Exercise directions:
Copy exactly, and only, the lines below from the first through the one containing "</win-window>", both included; pictures are omitted.

Supplied information:

-- Begin --

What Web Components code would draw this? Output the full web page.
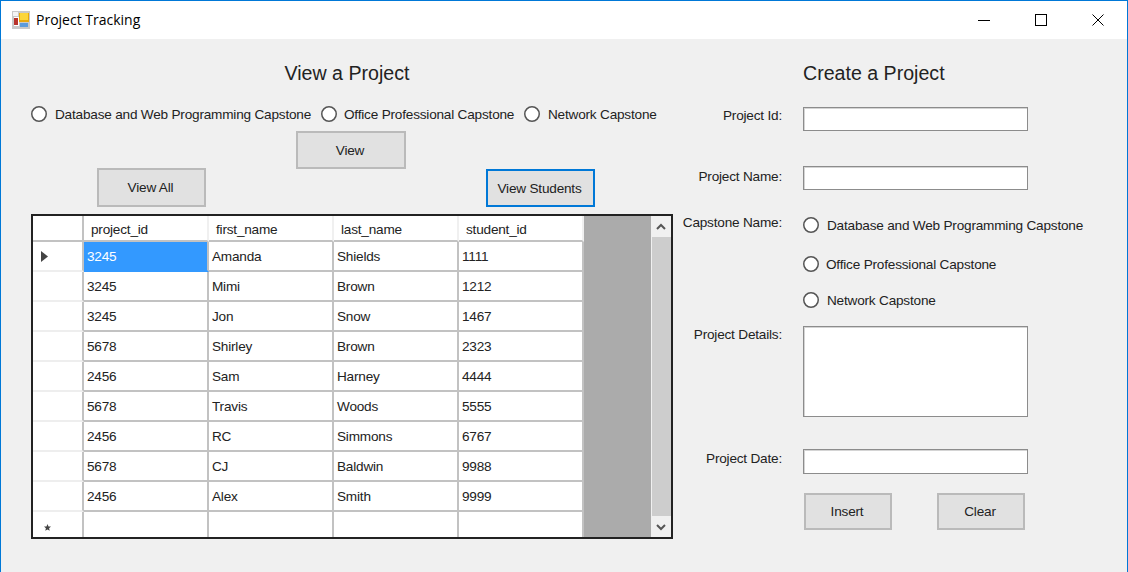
<!DOCTYPE html>
<html>
<head>
<meta charset="utf-8">
<title>Project Tracking</title>
<style>
html, body { margin: 0; height: 100%; overflow: hidden; }
body { font: 13.6px "Liberation Sans", Arial, sans-serif; letter-spacing: -0.2px; color: #222; }
</style>
</head>
<body>
<win-window>
  <win-titlebar slot="title">Project Tracking</win-titlebar>
  <view-panel></view-panel>
  <create-panel></create-panel>
</win-window>

<script>
const define = (name, css, html) => {
  const template = document.createElement('template')
  template.innerHTML = `<style>${css}</style>${html}`
  customElements.define(name, class extends HTMLElement {
    constructor() {
      super()
      this.attachShadow({ mode: 'open' })
      this.shadowRoot.append(template.content.cloneNode(true))
    }
  })
}

define('win-window', `
:host { display: block; height: 572px; box-sizing: border-box; background: #f0f0f0;
  border: 1px solid #0078d7; border-bottom: 0; }
.body { display: flex; align-items: flex-start; }
`, `
<slot name="title"></slot>
<div class="body"><slot></slot></div>
`)

define('win-titlebar', `
:host { display: flex; align-items: center; height: 38px; background: #fff; }
svg { display: block; }
.icon { margin-left: 11px; }
.text { margin-left: 6px; font: 14px "Open Sans", sans-serif; letter-spacing: 0; color: #000; flex: 1; padding-bottom: 1px; }
.btn { width: 57px; display: flex; justify-content: center; }
.btn:last-child { margin-right: 1px; }
`, `
<svg class="icon" width="18" height="18" viewBox="0 0 18 18">
  <rect width="18" height="18" fill="#c9c9c9"/>
  <rect x="1" y="1" width="5" height="4" fill="#f4f4f4"/>
  <rect x="2" y="6" width="5" height="9" fill="#fff"/>
  <rect x="2" y="7" width="4" height="7" fill="#b8332b"/>
  <rect x="7" y="2" width="10" height="9" fill="#e8a90c"/>
  <rect x="8" y="2" width="8" height="7" fill="#fcd63c"/>
  <rect x="8" y="12" width="8" height="4" fill="#5b9bdc"/>
</svg>
<div class="text"><slot></slot></div>
<div class="btn"><svg width="12" height="12"><path d="M0 6.500h12" stroke="#000"/></svg></div>
<div class="btn"><svg width="12" height="12"><rect x=".5" y=".5" width="11" height="11" fill="none" stroke="#000"/></svg></div>
<div class="btn"><svg width="12" height="12"><path d="M.5.5l11 11M11.500.5l-11 11" stroke="#000" fill="none"/></svg></div>
`)

define('win-heading', `
:host { display: block; font: 19.6px/28px "Liberation Sans", sans-serif; letter-spacing: 0; color: #222; }
`, `<slot></slot>`)

define('win-button', `
:host { display: flex; align-items: center; justify-content: center; box-sizing: border-box;
  background: #e1e1e1; border: 2px solid #bababa; padding-right: 2px; color: #222; }
:host([focused]) { border-color: #0078d7; }
`, `<slot></slot>`)

define('win-radio', `
:host { display: flex; align-items: center; height: 20px; white-space: nowrap; }
svg { display: block; flex: none; margin-right: var(--radio-gap, 8px); }
`, `<svg width="16" height="16"><circle cx="8" cy="8" r="7.250" fill="#fff" stroke="#555" stroke-width="1.500"/></svg><slot></slot>`)

define('win-input', `
:host { display: block; width: 225px; height: 24px; }
input { display: block; width: 100%; height: 100%; box-sizing: border-box; margin: 0; padding: 1px;
  border: 1px solid #8c8c8c; box-shadow: inset 1px 1px 0 #d4d4d4; background: #fff; border-radius: 0; outline: 0; }
`, `<input type="text">`)

define('win-memo', `
:host { display: block; width: 225px; height: 91px; }
textarea { display: block; width: 100%; height: 100%; box-sizing: border-box; margin: 0; padding: 1px;
  border: 1px solid #8c8c8c; box-shadow: inset 1px 1px 0 #d4d4d4; background: #fff; border-radius: 0; resize: none; outline: 0; overflow: hidden; }
`, `<textarea></textarea>`)

define('win-field', `
:host { display: grid; grid-template-columns: 108px auto; column-gap: 21px; }
.label { text-align: right; padding-top: var(--label-top, 1px); line-height: 16px; white-space: nowrap; }
`, `<div class="label"><slot name="label"></slot></div><div><slot></slot></div>`)

const columns = ['project_id', 'first_name', 'last_name', 'student_id']
const rows = [
  ['3245', 'Amanda', 'Shields', '1111'],
  ['3245', 'Mimi', 'Brown', '1212'],
  ['3245', 'Jon', 'Snow', '1467'],
  ['5678', 'Shirley', 'Brown', '2323'],
  ['2456', 'Sam', 'Harney', '4444'],
  ['5678', 'Travis', 'Woods', '5555'],
  ['2456', 'RC', 'Simmons', '6767'],
  ['5678', 'CJ', 'Baldwin', '9988'],
  ['2456', 'Alex', 'Smith', '9999'],
]

const arrow = '<svg width="7" height="11"><path d="M0 0l7 5.500-7 5.500z" fill="#444"/></svg>'
const star = '<svg width="7" height="7" viewBox="0 0 7 7"><path d="M3.500 0l1 2.400 2.500.2-1.900 1.700.6 2.500-2.200-1.300L1.300 6.800l.6-2.500L0 2.600l2.500-.2z" fill="#444"/></svg>'
const cell = (text, cls = '') => `<div class="${cls}">${text}</div>`

define('data-grid', `
:host { display: flex; width: 642px; height: 325px; box-sizing: border-box; border: 2px solid #222; background: #ababab; }
.table { display: grid; grid-template-columns: 51px repeat(4, 125px); grid-template-rows: 26px repeat(9, 30px) 25px;
  align-self: flex-start; background: #fff; }
.table > div { box-sizing: border-box; border-right: 2px solid #c2c2c2; border-bottom: 2px solid #c2c2c2;
  padding-left: 3px; line-height: 30px; white-space: nowrap; overflow: hidden; background: #fff; color: #222; }
.table > .head { border-right-color: #f0f0f0; padding-left: 7px; line-height: 27px; }
.table > .side { border-bottom-color: #eee; display: flex; align-items: center; padding: 0 0 0 8px; }
.table > .side.new { align-items: flex-end; padding: 0 0 6px 11px; border-bottom: 0; }
.table > .new-row { border-bottom: 0; }
.table > .corner { border-right-color: #c2c2c2; }
.table > .sel { background: #3399ff; color: #fff; border-bottom-color: #3399ff; }
.gap { width: 67px; }
.scroll { width: 20px; display: flex; flex-direction: column; align-items: center; background: #f0f0f0; }
.scroll svg { display: block; flex: none; margin: 7px 0 6px; }
.thumb { flex: 1; width: 19px; background: #cdcdcd; }
`, `
<div class="table">
  ${cell('', 'head corner')}${columns.map(c => cell(c, 'head')).join('')}
  ${rows.map((r, i) => cell(i ? '' : arrow, 'side') + r.map((v, j) => cell(v, !i && !j ? 'sel' : '')).join('')).join('')}
  ${cell(star, 'side new')}${columns.map(() => cell('', 'new-row')).join('')}
</div>
<div class="gap"></div>
<div class="scroll">
  <svg width="10" height="8"><path d="M1 6l4-4 4 4" fill="none" stroke="#555" stroke-width="2"/></svg>
  <div class="thumb"></div>
  <svg width="10" height="8"><path d="M1 2l4 4 4-4" fill="none" stroke="#555" stroke-width="2"/></svg>
</div>
`)

define('view-panel', `
:host { display: block; width: 673px; flex: none; box-sizing: border-box; padding: 20px 0 0 30px; }
win-heading { width: 632px; text-align: center; }
.radios { display: grid; grid-template-columns: 290px 203px auto; margin-top: 17px; }
.view { width: 110px; height: 38px; margin: 7px 0 0 265px; }
.actions { display: flex; margin: -1px 0 0 66px; }
.all { width: 109px; height: 39px; }
.students { width: 109px; height: 38px; margin: 1px 0 0 280px; }
data-grid { margin-top: 7px; }
`, `
<win-heading>View a Project</win-heading>
<div class="radios">
  <win-radio>Database and Web Programming Capstone</win-radio>
  <win-radio style="--radio-gap:7px">Office Professional Capstone</win-radio>
  <win-radio>Network Capstone</win-radio>
</div>
<win-button class="view">View</win-button>
<div class="actions">
  <win-button class="all">View All</win-button>
  <win-button class="students" focused>View Students</win-button>
</div>
<data-grid></data-grid>
`)

define('create-panel', `
:host { display: block; flex: 1; padding-top: 20px; }
win-heading { margin-left: 129px; }
.id { margin-top: 20px; }
.name { margin-top: 35px; --label-top: 3px; }
.capstone { margin-top: 25px; --label-top: 0px; }
.details { margin-top: 16px; }
.date { margin-top: 32px; --label-top: 2px; }
.date win-input { height: 25px; }
.group win-radio:nth-child(2) { margin-top: 19px; --radio-gap: 7px; }
.group win-radio:nth-child(3) { margin-top: 16px; }
.buttons { display: flex; margin: 19px 0 0 130px; }
.buttons win-button { width: 88px; height: 37px; }
.buttons win-button + win-button { margin-left: 45px; }
`, `
<win-heading>Create a Project</win-heading>
<win-field class="id"><span slot="label">Project Id:</span><win-input></win-input></win-field>
<win-field class="name"><span slot="label">Project Name:</span><win-input></win-input></win-field>
<win-field class="capstone"><span slot="label">Capstone Name:</span>
  <div class="group">
    <win-radio>Database and Web Programming Capstone</win-radio>
    <win-radio>Office Professional Capstone</win-radio>
    <win-radio>Network Capstone</win-radio>
  </div>
</win-field>
<win-field class="details"><span slot="label">Project Details:</span><win-memo></win-memo></win-field>
<win-field class="date"><span slot="label">Project Date:</span><win-input></win-input></win-field>
<div class="buttons">
  <win-button>Insert</win-button>
  <win-button>Clear</win-button>
</div>
`)
</script>
</body>
</html>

-- End --

Final answer:
What Web Components code would draw this? Output the full web page.
<!DOCTYPE html>
<html>
<head>
<meta charset="utf-8">
<title>Project Tracking</title>
<style>
html, body { margin: 0; height: 100%; overflow: hidden; }
body { font: 13.6px "Liberation Sans", Arial, sans-serif; letter-spacing: -0.2px; color: #222; }
</style>
</head>
<body>
<win-window>
  <win-titlebar slot="title">Project Tracking</win-titlebar>
  <view-panel></view-panel>
  <create-panel></create-panel>
</win-window>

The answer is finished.